Your fiduciary holds several different legal duties and responsibilities. The number of obligations owed to you would depend on the nature of your relationship.

In general, a breach of any of the duties listed below is actionable in fiduciary litigation:

  • Duty of Good Faith and Fair Dealing—must act with subjective honest and honorable intentions on your behalf.
  • Duty of Loyalty—must place your interests before and above any personal interests.
  • Duty of Impartiality—fiduciary cannot favor one beneficiary over another.
  • Duty to Delegate—must use reasonable skill, care, and caution when delegating another person or entity to work in your best interests.
  • Duty to Inform and Maintain Records—must perform Estate or Trust accountings and make full financial disclosures to you.

4. Consider whether you hold standing to sue.

Case law and statutes clearly define the parties that hold standing to sue in fiduciary litigation. Standing gives you the right to make legal claims against your fiduciary or to seek an order for removal and replacement.

In general, any “interested person,” as defined under Iowa Probate and Trust Code, holds standing to bring fiduciary litigation action.

For example, a named heir in a Will is an interested person under the law who can seek the removal and replacement of an executor. Beneficiaries of Trust agreements are interested persons who can petition the courts to compel their fiduciaries to produce an estate accounting. Thus, heirs, beneficiaries, estate creditors, and the like typically hold standing to sue fiduciaries.

5. The fiduciary litigation prima facie case.

Fiduciary litigation is an evidence-specific lawsuit, and to prevail, you must hold proof that shows:

  • Duty Owed: You and the defendant were in a fiduciary relationship.
  • Breach of Duty: The defendant breached one or more of the legal duties owed to you (see #3).
  • Causation and Damages: Your fiduciary’s negligent or intentional wrongdoing proximately caused you actual damages.

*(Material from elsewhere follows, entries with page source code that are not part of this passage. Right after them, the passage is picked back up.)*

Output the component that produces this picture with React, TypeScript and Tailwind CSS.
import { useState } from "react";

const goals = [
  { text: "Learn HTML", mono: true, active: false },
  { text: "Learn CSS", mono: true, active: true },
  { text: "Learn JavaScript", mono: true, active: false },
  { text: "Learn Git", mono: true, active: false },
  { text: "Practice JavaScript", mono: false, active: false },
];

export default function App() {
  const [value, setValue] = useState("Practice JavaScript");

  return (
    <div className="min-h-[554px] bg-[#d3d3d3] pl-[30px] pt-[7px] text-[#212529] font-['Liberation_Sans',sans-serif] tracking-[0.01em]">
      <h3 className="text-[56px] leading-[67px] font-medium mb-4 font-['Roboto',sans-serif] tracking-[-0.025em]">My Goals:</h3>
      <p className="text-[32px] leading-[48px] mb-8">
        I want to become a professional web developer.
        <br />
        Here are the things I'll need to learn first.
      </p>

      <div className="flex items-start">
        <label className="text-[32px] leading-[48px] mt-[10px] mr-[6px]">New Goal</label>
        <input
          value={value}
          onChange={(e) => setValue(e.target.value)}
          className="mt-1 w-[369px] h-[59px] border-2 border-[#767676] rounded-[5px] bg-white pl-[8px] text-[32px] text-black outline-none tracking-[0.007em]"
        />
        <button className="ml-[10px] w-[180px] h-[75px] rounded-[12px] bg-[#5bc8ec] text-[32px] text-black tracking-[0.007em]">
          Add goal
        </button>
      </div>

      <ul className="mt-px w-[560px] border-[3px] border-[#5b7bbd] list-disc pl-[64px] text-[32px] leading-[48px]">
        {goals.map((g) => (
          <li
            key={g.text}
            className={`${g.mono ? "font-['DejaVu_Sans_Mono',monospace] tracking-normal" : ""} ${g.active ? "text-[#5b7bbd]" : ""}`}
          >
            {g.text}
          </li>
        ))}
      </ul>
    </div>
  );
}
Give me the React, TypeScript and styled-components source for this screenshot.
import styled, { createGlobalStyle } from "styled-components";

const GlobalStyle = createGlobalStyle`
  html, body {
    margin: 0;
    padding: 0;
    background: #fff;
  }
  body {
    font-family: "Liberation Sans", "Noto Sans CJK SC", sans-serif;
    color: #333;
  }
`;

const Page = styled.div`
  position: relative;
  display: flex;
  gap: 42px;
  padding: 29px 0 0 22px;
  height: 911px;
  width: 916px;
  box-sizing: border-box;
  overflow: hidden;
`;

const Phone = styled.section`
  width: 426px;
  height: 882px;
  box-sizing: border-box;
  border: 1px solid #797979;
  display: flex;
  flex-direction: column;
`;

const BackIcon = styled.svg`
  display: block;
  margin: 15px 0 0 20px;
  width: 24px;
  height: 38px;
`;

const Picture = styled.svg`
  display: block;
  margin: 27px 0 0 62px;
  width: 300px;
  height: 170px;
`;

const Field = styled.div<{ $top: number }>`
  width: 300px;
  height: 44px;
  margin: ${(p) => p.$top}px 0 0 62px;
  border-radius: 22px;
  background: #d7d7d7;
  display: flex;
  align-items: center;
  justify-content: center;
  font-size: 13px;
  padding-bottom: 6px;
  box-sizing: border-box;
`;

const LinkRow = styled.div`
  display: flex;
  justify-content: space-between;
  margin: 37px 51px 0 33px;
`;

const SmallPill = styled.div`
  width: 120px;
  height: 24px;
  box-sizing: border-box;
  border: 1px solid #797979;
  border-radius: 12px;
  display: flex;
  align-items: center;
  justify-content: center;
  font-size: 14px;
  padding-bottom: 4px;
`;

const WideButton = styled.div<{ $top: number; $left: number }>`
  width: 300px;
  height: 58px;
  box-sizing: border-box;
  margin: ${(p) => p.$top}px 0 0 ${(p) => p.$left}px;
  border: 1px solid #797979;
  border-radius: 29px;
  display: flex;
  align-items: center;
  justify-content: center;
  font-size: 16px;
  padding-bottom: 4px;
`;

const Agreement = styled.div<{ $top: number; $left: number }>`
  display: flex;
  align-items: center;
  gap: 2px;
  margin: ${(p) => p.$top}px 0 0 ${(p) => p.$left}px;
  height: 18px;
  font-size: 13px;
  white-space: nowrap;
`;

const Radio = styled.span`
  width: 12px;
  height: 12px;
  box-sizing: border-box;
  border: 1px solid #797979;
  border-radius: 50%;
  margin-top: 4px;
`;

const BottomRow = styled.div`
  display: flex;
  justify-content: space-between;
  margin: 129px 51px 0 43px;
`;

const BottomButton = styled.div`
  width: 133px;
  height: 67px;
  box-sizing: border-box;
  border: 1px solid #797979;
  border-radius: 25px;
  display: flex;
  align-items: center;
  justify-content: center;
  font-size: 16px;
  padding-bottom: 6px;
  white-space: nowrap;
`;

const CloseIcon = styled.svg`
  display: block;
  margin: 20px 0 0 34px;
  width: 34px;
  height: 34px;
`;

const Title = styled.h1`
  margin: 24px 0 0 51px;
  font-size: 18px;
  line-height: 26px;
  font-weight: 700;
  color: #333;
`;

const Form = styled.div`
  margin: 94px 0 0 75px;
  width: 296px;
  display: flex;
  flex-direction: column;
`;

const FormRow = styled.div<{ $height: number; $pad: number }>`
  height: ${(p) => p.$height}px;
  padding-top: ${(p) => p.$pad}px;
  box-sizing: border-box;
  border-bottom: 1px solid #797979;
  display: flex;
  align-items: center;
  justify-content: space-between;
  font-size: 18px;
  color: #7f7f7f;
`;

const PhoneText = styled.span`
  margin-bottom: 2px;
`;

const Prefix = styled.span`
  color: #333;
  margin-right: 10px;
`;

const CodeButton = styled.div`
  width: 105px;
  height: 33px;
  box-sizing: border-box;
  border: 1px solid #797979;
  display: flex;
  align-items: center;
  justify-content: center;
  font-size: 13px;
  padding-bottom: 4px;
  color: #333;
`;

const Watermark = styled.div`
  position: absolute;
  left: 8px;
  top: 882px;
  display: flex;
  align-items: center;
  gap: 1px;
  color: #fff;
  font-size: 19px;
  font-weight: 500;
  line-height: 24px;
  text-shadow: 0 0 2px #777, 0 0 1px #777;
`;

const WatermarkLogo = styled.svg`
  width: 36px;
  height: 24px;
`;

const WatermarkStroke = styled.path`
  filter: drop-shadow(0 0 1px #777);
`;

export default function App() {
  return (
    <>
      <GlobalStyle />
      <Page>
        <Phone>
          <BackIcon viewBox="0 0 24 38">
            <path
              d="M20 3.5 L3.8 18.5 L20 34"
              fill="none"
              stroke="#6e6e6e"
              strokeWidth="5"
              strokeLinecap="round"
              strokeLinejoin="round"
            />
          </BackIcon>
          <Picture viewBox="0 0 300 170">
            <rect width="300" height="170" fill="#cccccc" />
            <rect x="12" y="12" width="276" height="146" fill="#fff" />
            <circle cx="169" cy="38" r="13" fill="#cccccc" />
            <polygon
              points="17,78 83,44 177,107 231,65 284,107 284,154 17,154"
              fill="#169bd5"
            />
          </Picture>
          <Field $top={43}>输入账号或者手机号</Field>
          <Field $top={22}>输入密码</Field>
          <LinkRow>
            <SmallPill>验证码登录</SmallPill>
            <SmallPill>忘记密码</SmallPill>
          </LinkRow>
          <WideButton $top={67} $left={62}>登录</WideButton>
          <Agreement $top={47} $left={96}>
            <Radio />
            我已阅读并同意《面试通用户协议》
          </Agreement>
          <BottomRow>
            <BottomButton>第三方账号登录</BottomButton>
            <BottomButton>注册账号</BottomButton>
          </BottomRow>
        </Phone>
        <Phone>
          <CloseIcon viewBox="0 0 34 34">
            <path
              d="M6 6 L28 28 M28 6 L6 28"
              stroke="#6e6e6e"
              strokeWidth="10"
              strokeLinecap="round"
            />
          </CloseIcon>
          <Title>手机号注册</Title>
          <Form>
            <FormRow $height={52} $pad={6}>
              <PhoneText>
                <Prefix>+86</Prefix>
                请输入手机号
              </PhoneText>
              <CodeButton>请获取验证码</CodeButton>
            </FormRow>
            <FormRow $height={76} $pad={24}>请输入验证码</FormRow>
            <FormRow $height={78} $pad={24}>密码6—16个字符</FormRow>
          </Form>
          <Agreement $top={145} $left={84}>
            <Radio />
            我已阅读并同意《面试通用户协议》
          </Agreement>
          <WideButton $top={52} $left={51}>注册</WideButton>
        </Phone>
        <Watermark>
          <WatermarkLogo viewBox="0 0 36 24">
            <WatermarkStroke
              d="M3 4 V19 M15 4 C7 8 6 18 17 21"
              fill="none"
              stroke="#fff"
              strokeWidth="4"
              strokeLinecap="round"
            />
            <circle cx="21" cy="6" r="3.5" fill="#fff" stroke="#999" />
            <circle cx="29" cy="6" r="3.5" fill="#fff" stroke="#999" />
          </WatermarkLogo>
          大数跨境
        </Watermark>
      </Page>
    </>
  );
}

An experienced fiduciary litigation attorney must therefore consider the scope of the defendant’s actual and implied fiduciary duties owed to you and the standards by which the courts will measure said obligations. Your lawyer may also examine which party holds the burden of proving the case and whether heavy burdens can be shifted to the defendant.

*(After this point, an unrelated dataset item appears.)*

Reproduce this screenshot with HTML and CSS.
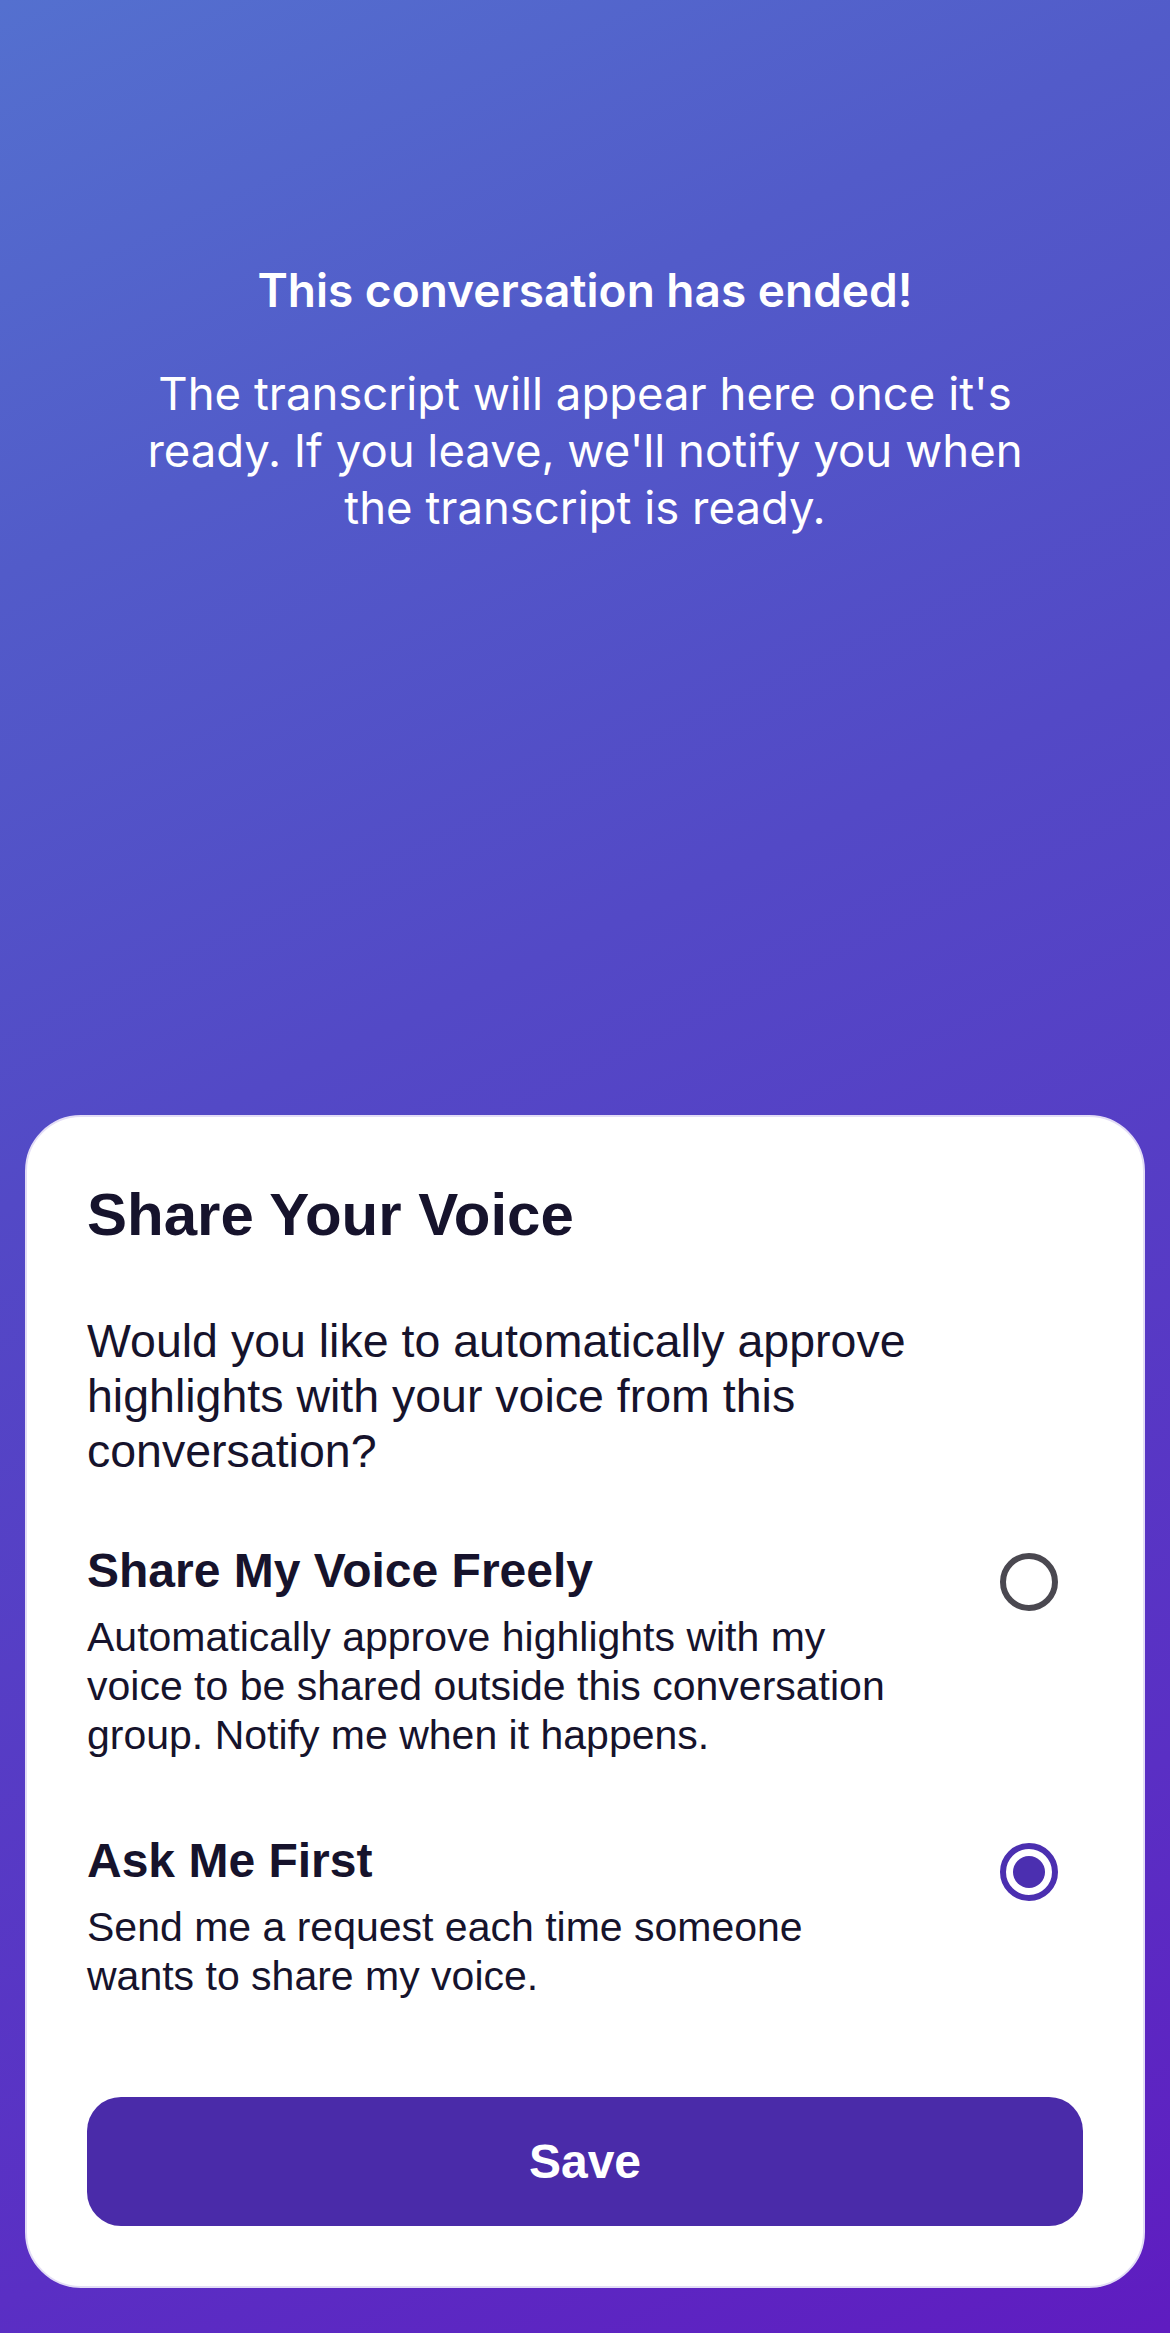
FILE: index.html
```html
<!DOCTYPE html>
<html lang="en">
<head>
<meta charset="utf-8">
<title>Conversation ended</title>
<link rel="stylesheet" href="styles.css">
</head>
<body>
<main class="screen">
  <section class="ended">
    <h1 class="ended-title">This conversation has ended!</h1>
    <p class="ended-text">The transcript will appear here once it's ready. If you leave, we'll notify you when the transcript is ready.</p>
  </section>
  <div class="spacer"></div>
  <section class="card">
    <h2 class="card-title">Share Your Voice</h2>
    <p class="card-question">Would you like to automatically approve highlights with your voice from this conversation?</p>
    <div class="options">
      <div class="option">
        <div class="option-text">
          <h3 class="option-title">Share My Voice Freely</h3>
          <p class="option-desc">Automatically approve highlights with my voice to be shared outside this conversation group. Notify me when it happens.</p>
        </div>
        <span class="radio"></span>
      </div>
      <div class="option">
        <div class="option-text">
          <h3 class="option-title">Ask Me First</h3>
          <p class="option-desc">Send me a request each time someone wants to share my voice.</p>
        </div>
        <span class="radio radio-on"><span class="radio-dot"></span></span>
      </div>
    </div>
    <button class="save" type="button">Save</button>
  </section>
</main>
</body>
</html>
```

FILE: styles.css
```css
* { box-sizing: border-box; }

html, body {
  margin: 0;
  padding: 0;
}

body {
  width: 1170px;
  height: 2333px;
  overflow: hidden;
  background: linear-gradient(155deg, #5470cf 0%, #525bc9 20%, #5349c6 42%, #5a2fc4 80%, #5f1cc0 100%);
}

.screen {
  display: flex;
  flex-direction: column;
  height: 2333px;
  padding: 0 25px 45px;
}

.ended {
  padding-top: 262px;
  display: flex;
  flex-direction: column;
  align-items: center;
  color: #ffffff;
  font-family: Inter, "Noto Sans", sans-serif;
  text-align: center;
}

.ended-title {
  margin: 0;
  font-size: 46px;
  font-weight: 600;
  line-height: 57px;
}

.ended-text {
  margin: 46px 0 0;
  width: 910px;
  font-size: 45.5px;
  font-weight: 400;
  line-height: 57px;
}

.spacer { flex: 1; }

.card {
  background: #ffffff;
  border: 2px solid #e3ddf6;
  border-radius: 56px;
  padding: 63px 60px 60px;
  font-family: "Liberation Sans", Arial, sans-serif;
  color: #16132c;
}

.card-title {
  margin: 0;
  font-size: 60px;
  font-weight: 700;
  line-height: 70px;
}

.card-question {
  margin: 64px 0 0;
  font-size: 46.5px;
  font-weight: 400;
  line-height: 55px;
}

.options {
  display: flex;
  flex-direction: column;
  gap: 73px;
  margin-top: 64px;
}

.option {
  display: flex;
  justify-content: space-between;
  align-items: flex-start;
}

.option-text {
  width: 820px;
}

.option-title {
  margin: 0;
  font-size: 48px;
  font-weight: 700;
  line-height: 56px;
}

.option-desc {
  margin: 14px 0 0;
  font-size: 41px;
  font-weight: 400;
  line-height: 49px;
}

.radio {
  flex: 0 0 58px;
  width: 58px;
  height: 58px;
  margin-top: 10px;
  margin-right: 25px;
  border: 6px solid #4a4850;
  border-radius: 50%;
  display: flex;
  align-items: center;
  justify-content: center;
}

.radio-on {
  border-color: #4b2fb0;
}

.radio-dot {
  width: 32px;
  height: 32px;
  border-radius: 50%;
  background: #4b2fb0;
}

.save {
  display: flex;
  align-items: center;
  justify-content: center;
  width: 100%;
  height: 129px;
  margin-top: 96px;
  border: none;
  border-radius: 34px;
  background: #4a2ba9;
  color: #ffffff;
  font-family: "Liberation Sans", Arial, sans-serif;
  font-size: 48px;
  font-weight: 700;
  padding: 0;
}
```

6. Choose the proper court and venue to file your lawsuit.

Iowa District Courts hold original and exclusive jurisdiction to hear breach of fiduciary duty lawsuits or equity actions that seek to remove and replace fiduciaries. The proper filing venue would depend on the District Court serving your county. For simple Will and Trust administration matters, the Court’s clerks hold jurisdiction to resolve such issues.

7. Exploit fiduciary litigation discovery devices.

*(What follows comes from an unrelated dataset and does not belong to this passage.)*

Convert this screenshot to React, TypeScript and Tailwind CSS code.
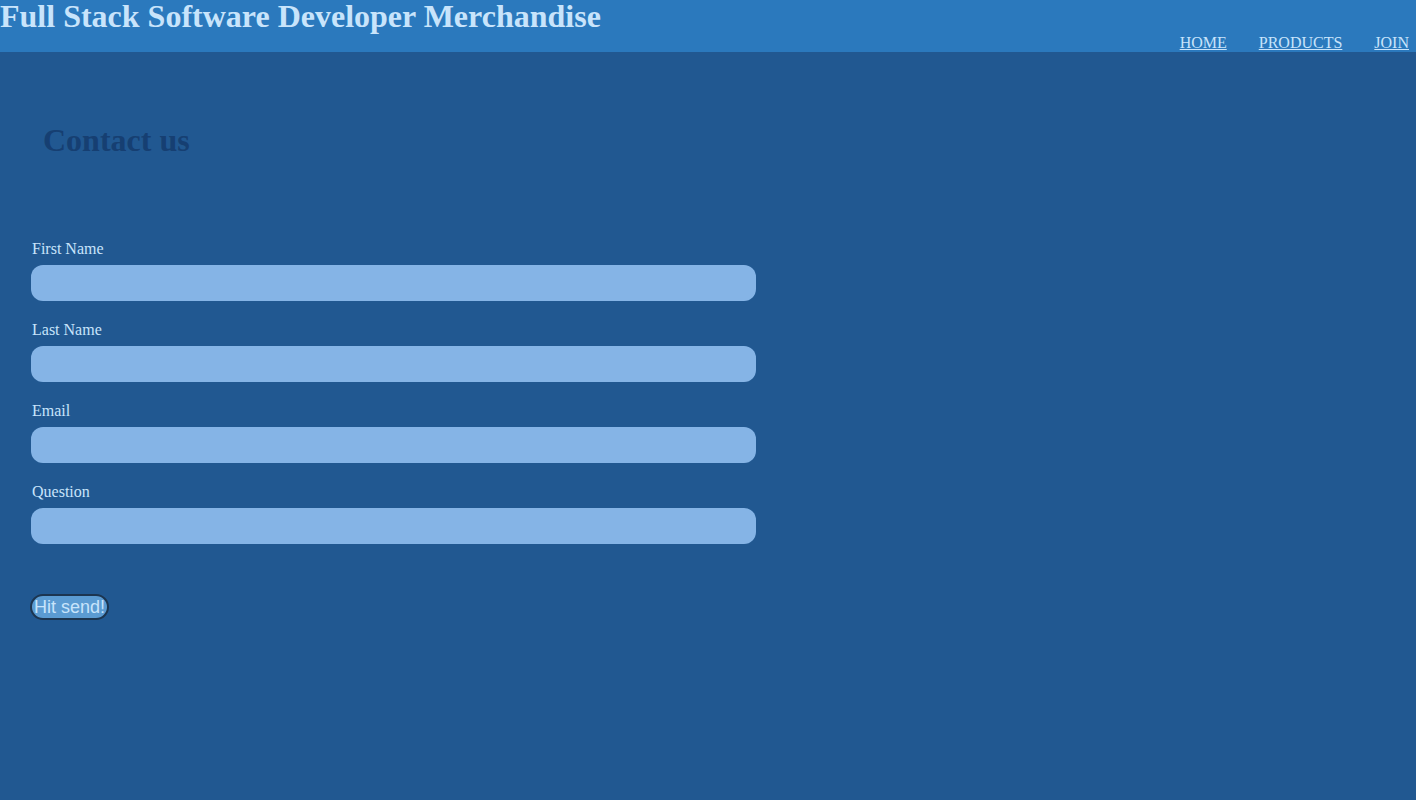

Attorneys gather information to support or defend a fiduciary litigation claim during the discovery phase of a lawsuit. Your attorney has access to numerous discovery devices that can compel your fiduciary to produce previously unavailable information vital to your case.

A Request for the Production of Documents is a popular discovery tool used to obtain evidence from adverse parties that will help prove your case. Defendants receiving these discovery requests must conduct diligent searches for the items sought or face a judicial order that will compel the production.

A Request for Admissions is also another valuable discovery tool that your lawyer will use to persuade your fiduciary to admit specific facts that can be later presented in court. Defendants must respond to these requests in good faith, and the courts will deem every request conclusively true when parties fail to answer them promptly.

Finally, a deposition is a discovery device that extracts evidence via witness testimony. Witnesses deposed are subpoenaed to testify about information relevant to your case. Your lawyer will prepare questions for witnesses, and a stenographer will transcribe their answers, which you can use as evidence during a trial.

8. Plead for the correct relief.

Before filing your fiduciary litigation action with the courts, you must first consider what resolution would make you whole again and then compare that resolution with the court remedies available per Iowa Code.

Fiduciary litigation petitions are complicated legal complaints that must hold the proper prayers for relief before the courts can accept them.

As mentioned earlier, petitioners may seek two distinct remedies in fiduciary litigation: compensatory damages and equity action.

Compensatory Damages are the monetary damages sought to repair a wrong or to compensate you for your financial injuries. This legal remedy further comes in two kinds, economic and non-economic damages.

  • Economic damages are out-of-pocket financial injuries and/or actual pecuniary or monetary losses you suffered due to the fiduciary’s wrongful act.
  • Non-economic damages cover injuries like duress or emotional distress. These remedies require that you prove the injury was a foreseeable result of the defendant’s wrongful act, a heavy burden to overcome, making recovering under this theory unlikely. However, when you hold proof that the defendant acted intentionally, you may plead exemplary damages, a remedy used by the courts to punish wrongdoers.

Iowa Trust Code §633A.4503 further allows the courts to surcharge fiduciaries who engage in breaches of duty up to the amount required to make you whole again, plus interest. Surcharging obligates fiduciaries to use their personal funds to pay you back when they cannot recover the assets they lost or took.

In certain circumstances, the court may also allow you to choose one of three compensatory damage remedies, under Coster v. Crookham (Iowa 1991), when you win your case:

  • Full compensation of property and assets taken from the estate.
  • Compensation for personal profits the defendant made.
  • Compensation for profit the estate would have earned had wrongdoing not occurred.

Equitable Relief in fiduciary litigation is a court-granted remedy used to compel performance or to refrain a fiduciary from performing their duties. However, these legal remedies are only available when compensatory remedies are insufficient to resolve the matter.

In fiduciary litigation, equitable relief includes but is not limited to fiduciary removal and replacement, forced estate accountings, injunctions, equitable liens, and/or constructive Trusts.

Your petition must accordingly present the legal grounds for seeking a prayer of equity relief, which may include breach of duty, refusal to cooperate, unfit to perform, persistent negligence, or unanimous agreement among all beneficiaries.